Aim of the exercise
Make an exact copy of the entries below.

** BEGIN Listed entries **

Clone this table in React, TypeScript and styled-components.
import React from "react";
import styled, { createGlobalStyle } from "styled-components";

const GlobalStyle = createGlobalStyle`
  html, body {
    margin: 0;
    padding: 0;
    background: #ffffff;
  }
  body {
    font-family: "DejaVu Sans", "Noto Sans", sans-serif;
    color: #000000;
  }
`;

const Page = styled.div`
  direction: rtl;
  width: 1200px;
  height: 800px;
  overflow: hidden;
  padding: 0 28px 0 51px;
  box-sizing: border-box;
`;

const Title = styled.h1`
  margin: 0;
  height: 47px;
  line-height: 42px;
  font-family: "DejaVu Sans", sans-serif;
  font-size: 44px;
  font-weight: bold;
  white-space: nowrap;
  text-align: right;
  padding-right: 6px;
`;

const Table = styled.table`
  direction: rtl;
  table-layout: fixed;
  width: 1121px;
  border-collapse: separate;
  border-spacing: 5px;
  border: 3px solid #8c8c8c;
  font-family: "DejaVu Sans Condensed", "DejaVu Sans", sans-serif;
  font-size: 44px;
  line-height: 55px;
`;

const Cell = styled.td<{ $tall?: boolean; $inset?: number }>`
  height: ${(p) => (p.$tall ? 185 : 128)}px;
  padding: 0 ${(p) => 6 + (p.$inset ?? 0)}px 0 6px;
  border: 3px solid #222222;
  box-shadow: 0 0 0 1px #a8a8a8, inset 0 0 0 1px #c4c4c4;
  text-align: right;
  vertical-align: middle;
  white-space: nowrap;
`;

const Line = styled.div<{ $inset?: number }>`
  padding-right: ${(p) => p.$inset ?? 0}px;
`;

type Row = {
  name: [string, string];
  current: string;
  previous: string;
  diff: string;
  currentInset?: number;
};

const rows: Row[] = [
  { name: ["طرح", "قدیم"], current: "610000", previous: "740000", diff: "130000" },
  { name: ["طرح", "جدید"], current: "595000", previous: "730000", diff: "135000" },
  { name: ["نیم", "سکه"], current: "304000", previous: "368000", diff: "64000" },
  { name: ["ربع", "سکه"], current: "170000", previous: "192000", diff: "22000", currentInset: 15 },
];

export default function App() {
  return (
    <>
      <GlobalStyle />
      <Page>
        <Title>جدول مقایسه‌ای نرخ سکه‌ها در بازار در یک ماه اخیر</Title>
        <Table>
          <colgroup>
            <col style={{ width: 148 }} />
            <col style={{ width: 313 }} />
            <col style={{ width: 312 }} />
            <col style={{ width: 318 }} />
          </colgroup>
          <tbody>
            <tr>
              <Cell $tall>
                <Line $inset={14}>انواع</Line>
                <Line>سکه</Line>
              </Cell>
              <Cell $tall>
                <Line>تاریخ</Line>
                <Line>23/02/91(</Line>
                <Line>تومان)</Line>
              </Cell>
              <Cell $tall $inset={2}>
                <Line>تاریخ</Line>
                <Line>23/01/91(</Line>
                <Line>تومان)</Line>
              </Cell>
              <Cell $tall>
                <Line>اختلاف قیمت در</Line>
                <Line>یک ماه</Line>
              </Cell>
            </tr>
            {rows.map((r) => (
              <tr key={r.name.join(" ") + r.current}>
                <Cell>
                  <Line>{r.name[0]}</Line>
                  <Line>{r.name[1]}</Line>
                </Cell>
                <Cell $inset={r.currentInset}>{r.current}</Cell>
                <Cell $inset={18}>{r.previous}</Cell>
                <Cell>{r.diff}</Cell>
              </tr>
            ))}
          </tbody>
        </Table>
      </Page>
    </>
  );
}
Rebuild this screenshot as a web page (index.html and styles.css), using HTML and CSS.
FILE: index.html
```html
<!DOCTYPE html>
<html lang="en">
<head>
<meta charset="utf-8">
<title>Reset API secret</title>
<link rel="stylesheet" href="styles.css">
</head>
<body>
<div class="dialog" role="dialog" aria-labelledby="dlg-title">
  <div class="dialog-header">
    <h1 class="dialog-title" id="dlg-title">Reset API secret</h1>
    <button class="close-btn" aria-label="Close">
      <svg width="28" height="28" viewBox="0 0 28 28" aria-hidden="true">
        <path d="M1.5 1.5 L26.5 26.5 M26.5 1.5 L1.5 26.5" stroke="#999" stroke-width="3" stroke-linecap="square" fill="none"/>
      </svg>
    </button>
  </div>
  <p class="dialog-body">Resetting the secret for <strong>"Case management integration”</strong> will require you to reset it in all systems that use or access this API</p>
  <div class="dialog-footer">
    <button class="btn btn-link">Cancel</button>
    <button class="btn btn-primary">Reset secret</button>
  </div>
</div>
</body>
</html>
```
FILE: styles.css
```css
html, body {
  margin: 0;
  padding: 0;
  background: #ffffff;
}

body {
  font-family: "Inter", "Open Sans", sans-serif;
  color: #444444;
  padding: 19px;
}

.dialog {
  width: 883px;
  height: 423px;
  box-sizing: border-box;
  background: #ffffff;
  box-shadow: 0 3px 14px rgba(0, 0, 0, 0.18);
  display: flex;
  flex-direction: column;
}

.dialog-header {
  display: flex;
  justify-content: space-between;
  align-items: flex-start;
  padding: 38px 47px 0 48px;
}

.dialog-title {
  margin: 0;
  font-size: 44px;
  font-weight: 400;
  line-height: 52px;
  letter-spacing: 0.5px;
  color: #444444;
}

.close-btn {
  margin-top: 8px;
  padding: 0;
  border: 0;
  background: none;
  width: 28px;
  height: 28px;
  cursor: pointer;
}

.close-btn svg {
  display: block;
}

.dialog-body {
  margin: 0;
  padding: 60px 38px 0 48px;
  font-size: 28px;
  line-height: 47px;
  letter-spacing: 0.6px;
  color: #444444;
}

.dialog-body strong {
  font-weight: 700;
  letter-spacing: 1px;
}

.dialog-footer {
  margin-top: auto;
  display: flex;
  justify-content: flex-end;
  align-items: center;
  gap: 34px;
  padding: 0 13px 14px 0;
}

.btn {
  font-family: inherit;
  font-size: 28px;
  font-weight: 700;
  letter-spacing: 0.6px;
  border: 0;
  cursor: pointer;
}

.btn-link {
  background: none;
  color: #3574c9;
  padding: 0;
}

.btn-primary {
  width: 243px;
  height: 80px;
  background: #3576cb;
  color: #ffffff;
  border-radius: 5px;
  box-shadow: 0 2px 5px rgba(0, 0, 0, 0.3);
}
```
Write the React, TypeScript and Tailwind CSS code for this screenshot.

** END Listed entries **

Expected output
Clone this table in React, TypeScript and styled-components.
import React from "react";
import styled, { createGlobalStyle } from "styled-components";

const GlobalStyle = createGlobalStyle`
  html, body {
    margin: 0;
    padding: 0;
    background: #ffffff;
  }
  body {
    font-family: "DejaVu Sans", "Noto Sans", sans-serif;
    color: #000000;
  }
`;

const Page = styled.div`
  direction: rtl;
  width: 1200px;
  height: 800px;
  overflow: hidden;
  padding: 0 28px 0 51px;
  box-sizing: border-box;
`;

const Title = styled.h1`
  margin: 0;
  height: 47px;
  line-height: 42px;
  font-family: "DejaVu Sans", sans-serif;
  font-size: 44px;
  font-weight: bold;
  white-space: nowrap;
  text-align: right;
  padding-right: 6px;
`;

const Table = styled.table`
  direction: rtl;
  table-layout: fixed;
  width: 1121px;
  border-collapse: separate;
  border-spacing: 5px;
  border: 3px solid #8c8c8c;
  font-family: "DejaVu Sans Condensed", "DejaVu Sans", sans-serif;
  font-size: 44px;
  line-height: 55px;
`;

const Cell = styled.td<{ $tall?: boolean; $inset?: number }>`
  height: ${(p) => (p.$tall ? 185 : 128)}px;
  padding: 0 ${(p) => 6 + (p.$inset ?? 0)}px 0 6px;
  border: 3px solid #222222;
  box-shadow: 0 0 0 1px #a8a8a8, inset 0 0 0 1px #c4c4c4;
  text-align: right;
  vertical-align: middle;
  white-space: nowrap;
`;

const Line = styled.div<{ $inset?: number }>`
  padding-right: ${(p) => p.$inset ?? 0}px;
`;

type Row = {
  name: [string, string];
  current: string;
  previous: string;
  diff: string;
  currentInset?: number;
};

const rows: Row[] = [
  { name: ["طرح", "قدیم"], current: "610000", previous: "740000", diff: "130000" },
  { name: ["طرح", "جدید"], current: "595000", previous: "730000", diff: "135000" },
  { name: ["نیم", "سکه"], current: "304000", previous: "368000", diff: "64000" },
  { name: ["ربع", "سکه"], current: "170000", previous: "192000", diff: "22000", currentInset: 15 },
];

export default function App() {
  return (
    <>
      <GlobalStyle />
      <Page>
        <Title>جدول مقایسه‌ای نرخ سکه‌ها در بازار در یک ماه اخیر</Title>
        <Table>
          <colgroup>
            <col style={{ width: 148 }} />
            <col style={{ width: 313 }} />
            <col style={{ width: 312 }} />
            <col style={{ width: 318 }} />
          </colgroup>
          <tbody>
            <tr>
              <Cell $tall>
                <Line $inset={14}>انواع</Line>
                <Line>سکه</Line>
              </Cell>
              <Cell $tall>
                <Line>تاریخ</Line>
                <Line>23/02/91(</Line>
                <Line>تومان)</Line>
              </Cell>
              <Cell $tall $inset={2}>
                <Line>تاریخ</Line>
                <Line>23/01/91(</Line>
                <Line>تومان)</Line>
              </Cell>
              <Cell $tall>
                <Line>اختلاف قیمت در</Line>
                <Line>یک ماه</Line>
              </Cell>
            </tr>
            {rows.map((r) => (
              <tr key={r.name.join(" ") + r.current}>
                <Cell>
                  <Line>{r.name[0]}</Line>
                  <Line>{r.name[1]}</Line>
                </Cell>
                <Cell $inset={r.currentInset}>{r.current}</Cell>
                <Cell $inset={18}>{r.previous}</Cell>
                <Cell>{r.diff}</Cell>
              </tr>
            ))}
          </tbody>
        </Table>
      </Page>
    </>
  );
}
Rebuild this screenshot as a web page (index.html and styles.css), using HTML and CSS.
FILE: index.html
```html
<!DOCTYPE html>
<html lang="en">
<head>
<meta charset="utf-8">
<title>Reset API secret</title>
<link rel="stylesheet" href="styles.css">
</head>
<body>
<div class="dialog" role="dialog" aria-labelledby="dlg-title">
  <div class="dialog-header">
    <h1 class="dialog-title" id="dlg-title">Reset API secret</h1>
    <button class="close-btn" aria-label="Close">
      <svg width="28" height="28" viewBox="0 0 28 28" aria-hidden="true">
        <path d="M1.5 1.5 L26.5 26.5 M26.5 1.5 L1.5 26.5" stroke="#999" stroke-width="3" stroke-linecap="square" fill="none"/>
      </svg>
    </button>
  </div>
  <p class="dialog-body">Resetting the secret for <strong>"Case management integration”</strong> will require you to reset it in all systems that use or access this API</p>
  <div class="dialog-footer">
    <button class="btn btn-link">Cancel</button>
    <button class="btn btn-primary">Reset secret</button>
  </div>
</div>
</body>
</html>
```
FILE: styles.css
```css
html, body {
  margin: 0;
  padding: 0;
  background: #ffffff;
}

body {
  font-family: "Inter", "Open Sans", sans-serif;
  color: #444444;
  padding: 19px;
}

.dialog {
  width: 883px;
  height: 423px;
  box-sizing: border-box;
  background: #ffffff;
  box-shadow: 0 3px 14px rgba(0, 0, 0, 0.18);
  display: flex;
  flex-direction: column;
}

.dialog-header {
  display: flex;
  justify-content: space-between;
  align-items: flex-start;
  padding: 38px 47px 0 48px;
}

.dialog-title {
  margin: 0;
  font-size: 44px;
  font-weight: 400;
  line-height: 52px;
  letter-spacing: 0.5px;
  color: #444444;
}

.close-btn {
  margin-top: 8px;
  padding: 0;
  border: 0;
  background: none;
  width: 28px;
  height: 28px;
  cursor: pointer;
}

.close-btn svg {
  display: block;
}

.dialog-body {
  margin: 0;
  padding: 60px 38px 0 48px;
  font-size: 28px;
  line-height: 47px;
  letter-spacing: 0.6px;
  color: #444444;
}

.dialog-body strong {
  font-weight: 700;
  letter-spacing: 1px;
}

.dialog-footer {
  margin-top: auto;
  display: flex;
  justify-content: flex-end;
  align-items: center;
  gap: 34px;
  padding: 0 13px 14px 0;
}

.btn {
  font-family: inherit;
  font-size: 28px;
  font-weight: 700;
  letter-spacing: 0.6px;
  border: 0;
  cursor: pointer;
}

.btn-link {
  background: none;
  color: #3574c9;
  padding: 0;
}

.btn-primary {
  width: 243px;
  height: 80px;
  background: #3576cb;
  color: #ffffff;
  border-radius: 5px;
  box-shadow: 0 2px 5px rgba(0, 0, 0, 0.3);
}
```
Write the React, TypeScript and Tailwind CSS code for this screenshot.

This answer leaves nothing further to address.